Smith provides a clear-sighted picture of where we are now, sewing together significant contemporary concerns that are usually handled alone: generational clashes, class, the crisis of masculinity and mental health. They all come together in Pop Sheeran. Globalisation rips up our roots and technology overturns our traditions. With them goes our sense of self, and that’s when people break down.

Yet for all the ideas layered up like licks of paint, it’s the characters you care about. Smith’s careful with his story, stitching his ideas to specifics, and Liam Brennan’s superb as Pop: a fine soul in a weathered body. Where Guy Clark’s student is a processing unit, Brennan’s always physical: an accumulation of aches and pains, but still he kneads the paint out of his antique brushes at the end of each day. There’s a quiet beauty in his pride. To watch it disintegrate is a saddening thing.

At the same time, Smith writes family tensions beautifully, so that individual aspirations pull the unit apart. His 17 year olds know their own minds, and Louise McMenemy’s Sophie is determined to go to an English uni and shag an Englishman – no matter that both tear her da to pieces. It’s her life, but she can’t fully understand her impact on him. As Mavra, Deborah Arnott is caught between what’s best for both of them. Such are the agonies of love.

Rob Drummond offers a more positive view of it. For his new show, In Fidelity, the Scottish theatremaker has turned Cupid. Like Cilla and Paddy and that impossibly French maître d’, Our Robert is setting up singletons on their very first date. Live. Onstage. Every night.

That’s an anxiety dream, right? Awkward small talk and flickering flirtation in front of a hundred strangers. I’m fine on my own, thanks. Drummond takes care of his charges, offering structure and support, and maybe, just maybe, some might get it on.

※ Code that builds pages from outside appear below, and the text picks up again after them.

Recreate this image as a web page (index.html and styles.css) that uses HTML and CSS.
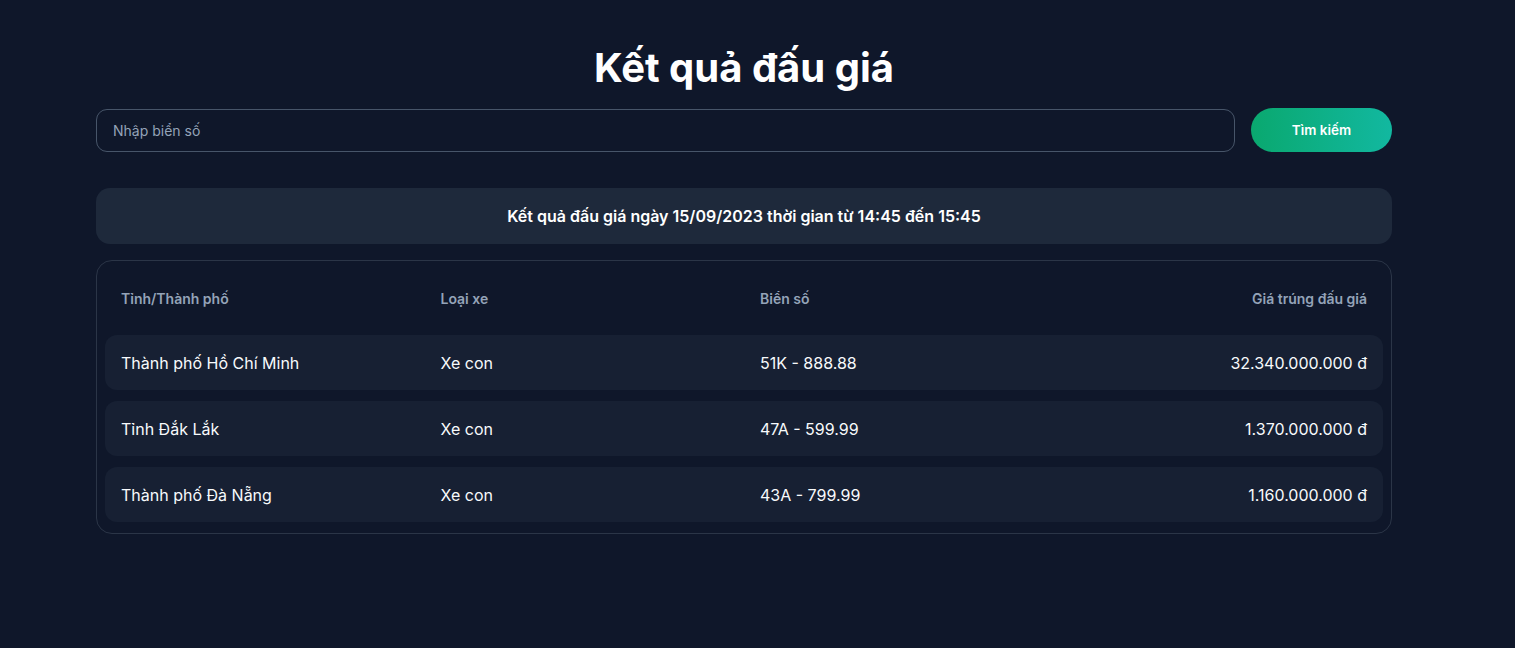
FILE: index.html
```html
<!DOCTYPE html>
<html lang="vi">
<head>
<meta charset="utf-8">
<title>Kết quả đấu giá</title>
<link rel="stylesheet" href="styles.css">
</head>
<body>
<main class="page">
  <h1 class="title">Kết quả đấu giá</h1>
  <form class="search">
    <input class="search-input" type="text" placeholder="Nhập biển số">
    <button class="search-btn" type="button">Tìm kiếm</button>
  </form>
  <div class="banner">Kết quả đấu giá ngày 15/09/2023 thời gian từ 14:45 đến 15:45</div>
  <section class="results">
    <div class="row head">
      <div class="cell">Tỉnh/Thành phố</div>
      <div class="cell">Loại xe</div>
      <div class="cell">Biển số</div>
      <div class="cell right">Giá trúng đấu giá</div>
    </div>
    <div class="row item">
      <div class="cell">Thành phố Hồ Chí Minh</div>
      <div class="cell">Xe con</div>
      <div class="cell">51K - 888.88</div>
      <div class="cell right">32.340.000.000 đ</div>
    </div>
    <div class="row item">
      <div class="cell">Tỉnh Đắk Lắk</div>
      <div class="cell">Xe con</div>
      <div class="cell">47A - 599.99</div>
      <div class="cell right">1.370.000.000 đ</div>
    </div>
    <div class="row item">
      <div class="cell">Thành phố Đà Nẵng</div>
      <div class="cell">Xe con</div>
      <div class="cell">43A - 799.99</div>
      <div class="cell right">1.160.000.000 đ</div>
    </div>
  </section>
</main>
</body>
</html>
```

FILE: styles.css
```css
* { box-sizing: border-box; }
html, body {
  margin: 0;
  height: 100%;
  background: #0f172a;
}
body {
  font-family: Inter, "Noto Sans", "DejaVu Sans", sans-serif;
  color: #f1f5f9;
}
.page {
  width: 1296px;
  margin-left: 96px;
  padding-top: 48px;
}
.title {
  margin: 0 0 20px;
  font-size: 40px;
  line-height: 40px;
  font-weight: 700;
  text-align: center;
  color: #ffffff;
}
.search {
  display: flex;
  align-items: center;
  gap: 16px;
  height: 44px;
  margin: 0 0 36px;
}
.search-input {
  flex: 1;
  height: 43px;
  border: 1px solid #475569;
  border-radius: 11px;
  background: transparent;
  padding: 0 16px;
  font-family: inherit;
  font-size: 14px;
  color: #e2e8f0;
  outline: none;
}
.search-input::placeholder { color: #94a3b8; }
.search-btn {
  width: 141px;
  height: 44px;
  border: 0;
  border-radius: 22px;
  background: linear-gradient(90deg, #0aa86f 0%, #12b8a0 100%);
  color: #ffffff;
  font-family: inherit;
  font-size: 13.5px;
  font-weight: 600;
}
.banner {
  height: 56px;
  display: flex;
  align-items: center;
  justify-content: center;
  background: #1e293b;
  border-radius: 14px;
  font-size: 16px;
  font-weight: 600;
  color: #ffffff;
  margin-bottom: 16px;
}
.results {
  border: 1px solid #2b3547;
  border-radius: 16px;
  padding: 0 8px 11px;
  display: flex;
  flex-direction: column;
  gap: 11px;
}
.row {
  display: grid;
  grid-template-columns: repeat(4, 1fr);
  align-items: center;
}
.cell { padding: 0 16px; }
.head {
  height: 74px;
  margin-bottom: -11px;
  font-size: 14px;
  font-weight: 600;
  color: #94a3b8;
}
.item {
  height: 55px;
  background: #172033;
  border-radius: 12px;
  font-size: 16px;
  color: #f8fafc;
}
.right { text-align: right; }
```
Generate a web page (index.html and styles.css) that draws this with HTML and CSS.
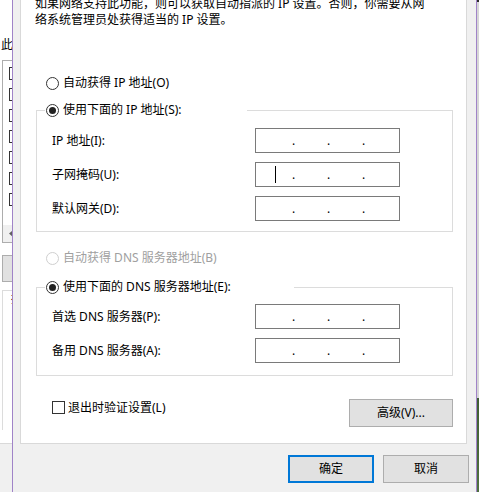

The stage ups defences though, and tonight’s loveseekers put up more front than a Naked Attraction box set. Maybe that’s just how first dates go.

Forget love though, this is all in the name of science. Drummond seeks to unpick dates with data, reducing the heart’s desires to psychology and chemicals, neurology and evolution – most of which you likely know already. Love’s a survival strategy, but so, Drummond discovers, is infidelity. We are a species of cheaters, programmed to play away.

Happily married, Drummond set himself up on a dating site as, er, research. It’s fine, he told his wife. But when the matches started a-matching and the suitors a-messaging, he couldn’t help but click. Might the grass be greener or younger or hotter?

It’s fun, but it’s frivolous, and Drummond never pushes his television format past itself. Whether sparks fly or not, In Fidelity hasn’t the livewire danger of Drummond’s past work. Likey, but lighty.